The aircraft is fitted with the largest parachute ever constructed.
Update: NASA 'flying saucer' deploys partially on test
After several days of weather-related delays, the helium balloon was launched from a military base in Hawaii and was to rise for about two hours.
It was the second test of the saucer-like device called the Low-Density Supersonic Decelerator.
During the first test in June 2014, the parachute shredded to pieces on the way down. NASA modified the design.
Since the atmosphere on Mars is so thin, any parachute that helps a heavy, fast-moving spacecraft touch down needs to be especially strong.
The US space agency figured out how to do this decades ago, beginning with the Viking mission that put two landers on Mars in 1976.
But with the goal of sending humans to Mars in the 2030s, the agency is now testing a more advanced, new generation of parachute technology, known as the Supersonic Ringsail Parachute.
It could allow even heavier spacecraft—the kind that may have humans and months of food and supplies on board—to land softly.
The test vehicle—the "flying saucer"—weighs 6,808 pounds (3,088 kilograms), or about twice the weight of the kind of robotic rover spacecraft NASA is currently capable of landing safely on Mars.
The parachute, described by NASA's Jet Propulsion Laboratory as "the largest parachute ever deployed," is 100 feet (30 meters) in diameter.
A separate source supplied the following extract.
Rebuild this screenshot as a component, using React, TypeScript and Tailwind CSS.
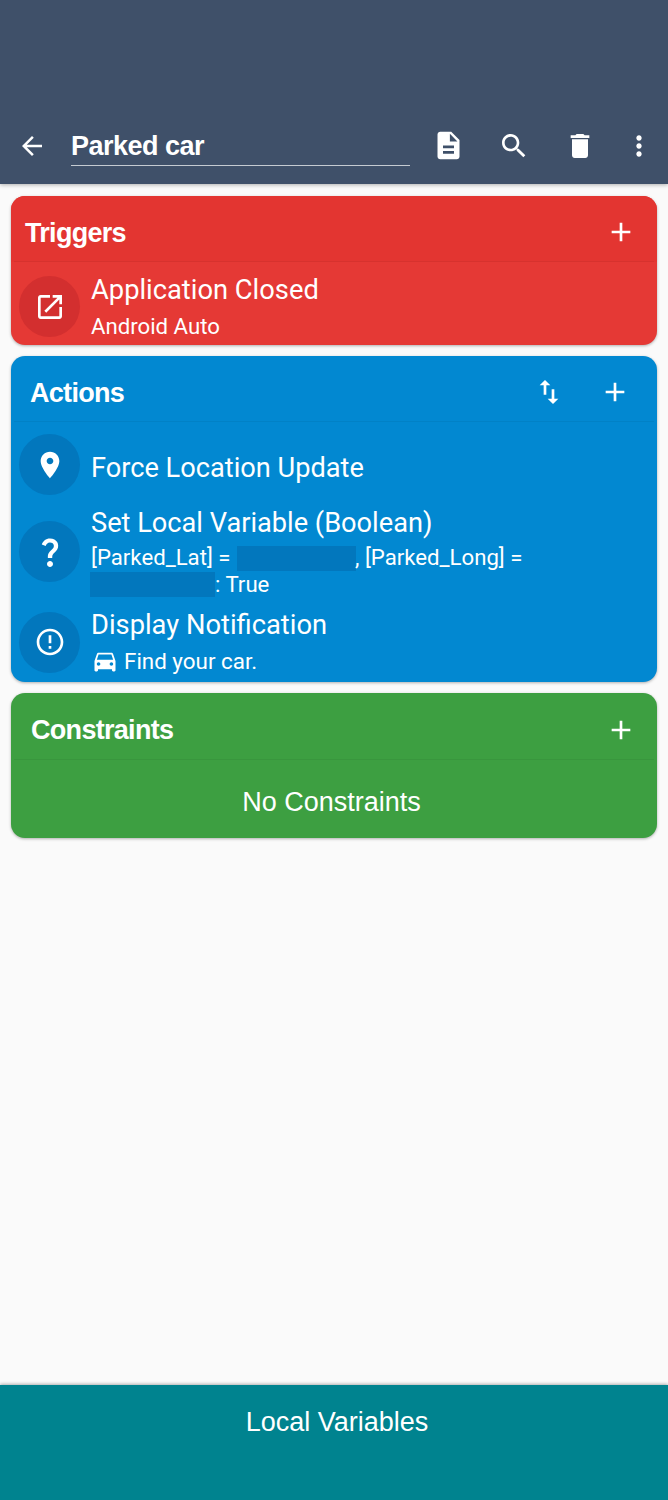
import type { ReactNode } from "react";

const roboto = "font-['Roboto',sans-serif]";
const helv = "font-['Liberation_Sans',sans-serif]";

// Material icon paths, all on a 24 box
const ICONS = {
  back: "M20 11H7.83l5.59-5.59L12 4l-8 8 8 8 1.41-1.41L7.83 13H20v-2z",
  doc: "M14 2H6c-1.1 0-1.99.9-1.99 2L4 20c0 1.1.89 2 1.99 2H18c1.1 0 2-.9 2-2V8l-6-6zm2 16H8v-2h8v2zm0-4H8v-2h8v2zm-3-5V3.5L18.5 9H13z",
  search: "M15.5 14h-.79l-.28-.27C15.41 12.59 16 11.11 16 9.5 16 5.91 13.09 3 9.5 3S3 5.91 3 9.5 5.91 16 9.5 16c1.61 0 3.09-.59 4.23-1.57l.27.28v.79l5 4.99L20.49 19l-4.99-5zm-6 0C7.01 14 5 11.99 5 9.5S7.01 5 9.5 5 14 7.01 14 9.5 11.99 14 9.5 14z",
  trash: "M6 19c0 1.1.9 2 2 2h8c1.1 0 2-.9 2-2V7H6v12zM19 4h-3.5l-1-1h-5l-1 1H5v2h14V4z",
  more: "M12 8c1.1 0 2-.9 2-2s-.9-2-2-2-2 .9-2 2 .9 2 2 2zm0 2c-1.1 0-2 .9-2 2s.9 2 2 2 2-.9 2-2-.9-2-2-2zm0 6c-1.1 0-2 .9-2 2s.9 2 2 2 2-.9 2-2-.9-2-2-2z",
  add: "M19 13h-6v6h-2v-6H5v-2h6V5h2v6h6v2z",
  open: "M19 19H5V5h7V3H5c-1.11 0-2 .9-2 2v14c0 1.1.89 2 2 2h14c1.1 0 2-.9 2-2v-7h-2v7zM14 3v2h3.59l-9.83 9.83 1.41 1.41L19 6.41V10h2V3h-7z",
  place: "M12 2C8.13 2 5 5.13 5 9c0 5.25 7 13 7 13s7-7.75 7-13c0-3.87-3.13-7-7-7zm0 9.5c-1.38 0-2.5-1.12-2.5-2.5s1.12-2.5 2.5-2.5 2.5 1.12 2.5 2.5-1.12 2.5-2.5 2.5z",
  question: "M11.07 12.85c.77-1.39 2.25-2.21 3.11-3.44.91-1.29.4-3.7-2.18-3.7-1.69 0-2.52 1.28-2.87 2.34L6.54 6.96C7.25 4.83 9.18 3 11.99 3c2.35 0 3.96 1.07 4.78 2.41.7 1.15 1.11 3.3.03 4.9-1.2 1.77-2.35 2.31-2.97 3.45-.25.46-.35.76-.35 2.24h-2.89c-.01-.78-.13-2.05.48-3.15zM14 20c0 1.1-.9 2-2 2s-2-.9-2-2 .9-2 2-2 2 .9 2 2z",
  alert: "M11 15h2v2h-2zm0-8h2v6h-2zm.99-5C6.47 2 2 6.48 2 12s4.47 10 9.99 10C17.52 22 22 17.52 22 12S17.52 2 11.99 2zM12 20c-4.42 0-8-3.58-8-8s3.58-8 8-8 8 3.58 8 8-3.58 8-8 8z",
  car: "M18.92 6.01C18.72 5.42 18.16 5 17.5 5h-11c-.66 0-1.21.42-1.42 1.01L3 12v8c0 .55.45 1 1 1h1c.55 0 1-.45 1-1v-1h12v1c0 .55.45 1 1 1h1c.55 0 1-.45 1-1v-8l-2.08-5.99zM6.5 16c-.83 0-1.5-.67-1.5-1.5S5.67 13 6.5 13s1.5.67 1.5 1.5S7.33 16 6.5 16zm11 0c-.83 0-1.5-.67-1.5-1.5s.67-1.5 1.5-1.5 1.5.67 1.5 1.5-.67 1.5-1.5 1.5zM5 11l1.5-4.5h11L19 11H5z",
  swap: "M16 17.01V10h-2v7.01h-3L15 21l4-3.99h-3zM9 3L5 6.99h3V14h2V6.99h3L9 3z",
};

function Icon({ d, className }: { d: string; className: string }) {
  return (
    <svg viewBox="0 0 24 24" fill="currentColor" className={className} aria-hidden>
      <path d={d} />
    </svg>
  );
}

function Badge({ d, bg, size = "w-8 h-8", extra = "" }: { d: string; bg: string; size?: string; extra?: string }) {
  return (
    <div className={`${bg} ${extra} w-[61px] h-[61px] rounded-full shrink-0 flex items-center justify-center`}>
      <Icon d={d} className={size} />
    </div>
  );
}

function CardHead({ title, pad, children }: { title: string; pad: string; children: ReactNode }) {
  return (
    <div className={`h-[66px] pt-[7px] flex items-center mx-[3px] border-b border-black/5 ${pad}`}>
      <span className={`${helv} flex-1 text-[27px] font-bold tracking-[-0.7px] pt-[2px]`}>{title}</span>
      {children}
    </div>
  );
}

export default function App() {
  return (
    <div className="w-[668px] h-[1500px] flex flex-col bg-[#fafafa] text-white overflow-hidden">
      {/* app bar */}
      <header className="h-[184px] bg-[#3f5069] shadow-[0_1px_4px_rgba(0,0,0,0.3)] flex items-end pb-[18px] shrink-0 z-10">
        <Icon d={ICONS.back} className="w-[30px] h-[30px] ml-[17px] mb-[1px] -translate-y-[4px]" />
        <div className={`${helv} ml-[24px] w-[339px] h-[47px] border-b border-white/70 text-[27px] font-bold tracking-[-0.5px] leading-[34px] pt-[10px]`}>
          Parked car
        </div>
        <div className="flex items-center ml-[22px] h-[47px] translate-y-[3px]">
          <Icon d={ICONS.doc} className="w-[33px] h-[33px]" />
          <Icon d={ICONS.search} className="w-[32px] h-[32px] ml-[33px]" />
          <Icon d={ICONS.trash} className="w-[32px] h-[32px] ml-[34px]" />
          <Icon d={ICONS.more} className="w-[32px] h-[32px] ml-[27px]" />
        </div>
      </header>

      <main className={`${roboto} flex-1 px-[11px] pt-[12px] flex flex-col gap-[11px]`}>
        {/* triggers */}
        <section className="h-[149px] rounded-[14px] bg-[#e53935] shadow-[0_1px_3px_rgba(0,0,0,0.3)]">
          <div className="rounded-t-[14px] bg-[#e33531]">
            <CardHead title="Triggers" pad="pl-[11px] pr-[17px]">
              <Icon d={ICONS.add} className="w-[32px] h-[32px]" />
            </CardHead>
          </div>
          <div className="flex items-start pl-[8px] pt-[14px]">
            <Badge d={ICONS.open} bg="bg-[#d32f2f]" />
            <div className="ml-[11px] -mt-[5px]">
              <div className="text-[27.3px] leading-[38px]">Application Closed</div>
              <div className="text-[22.2px] leading-[32px] mt-[1px]">Android Auto</div>
            </div>
          </div>
        </section>

        {/* actions */}
        <section className="h-[326px] rounded-[14px] bg-[#0288d1] shadow-[0_1px_3px_rgba(0,0,0,0.3)]">
          <CardHead title="Actions" pad="pl-[16px] pr-[23px]">
            <Icon d={ICONS.swap} className="w-[32px] h-[32px] mr-[34px]" />
            <Icon d={ICONS.add} className="w-[32px] h-[32px]" />
          </CardHead>
          <div className="flex items-center pl-[8px] h-[83px]">
            <Badge d={ICONS.place} bg="bg-[#0277bd]" extra="mt-[2px]" />
            <div className="ml-[11px] text-[27.2px] leading-[38px] mt-[8px]">Force Location Update</div>
          </div>
          <div className="flex items-center pl-[8px] h-[93px]">
            <Badge d={ICONS.question} bg="bg-[#0277bd]" size="w-[36px] h-[36px]" />
            <div className="ml-[11px]">
              <div className="text-[27.2px] leading-[36px]">Set Local Variable (Boolean)</div>
              <div className="text-[22.2px] leading-[27px] mt-[3px]">
                [Parked_Lat] = <span className="inline-block align-middle w-[119px] h-[25px] ml-[1px] -mr-[1px] bg-[#0277bd]" />, [Parked_Long] =
              </div>
              <div className="text-[22.2px] leading-[27px] -ml-[1px] flex items-center">
                <span className="w-[125px] h-[25px] bg-[#0277bd]" />: True
              </div>
            </div>
          </div>
          <div className="flex items-center pl-[8px] mt-[8px] h-[72px]">
            <Badge d={ICONS.alert} bg="bg-[#0277bd]" />
            <div className="ml-[11px]">
              <div className="text-[27.3px] leading-[36px]">Display Notification</div>
              <div className="text-[22.4px] leading-[32px] flex items-center mt-[2px]">
                <Icon d={ICONS.car} className="w-[28px] h-[28px] mr-[5px]" />
                Find your car.
              </div>
            </div>
          </div>
        </section>

        {/* constraints */}
        <section className="h-[145px] rounded-[14px] bg-[#3d9f41] shadow-[0_1px_3px_rgba(0,0,0,0.3)]">
          <CardHead title="Constraints" pad="pl-[17px] pr-[17px] h-[67px]">
            <Icon d={ICONS.add} className="w-[32px] h-[32px]" />
          </CardHead>
          <div className={`${helv} h-[78px] pt-[6px] flex items-center justify-center text-[27px] -ml-[5px]`}>No Constraints</div>
        </section>
      </main>

      {/* bottom button */}
      <footer className={`${helv} h-[115px] shrink-0 bg-[#00838f] shadow-[0_-1px_3px_rgba(0,0,0,0.3)] pt-[20px] text-center text-[27px] leading-[34px] pl-[6px]`}>
        Local Variables
      </footer>
    </div>
  );
}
The goal is for the chute to "slow the entry vehicle from Mach 2 to subsonic speeds," NASA said.
The test involves sending the saucer, an inner-tube shaped decelerator and parachute to an altitude of 120,000 feet over the Pacific Ocean with the help of the giant balloon.
The balloon will release the spacecraft and rockets will lift the vehicle even higher, to 180,000 feet, reaching supersonic speeds.
"Traveling at three times the speed of sound, the saucer's decelerator will inflate, slowing the vehicle, and then a parachute will deploy at 2.35 times the speed of sound to carry it to the ocean's surface," NASA said.
The trip down is scheduled to take about 40 minutes.
The new technology is tested at a high altitude because conditions there are similar to the upper atmosphere of Mars.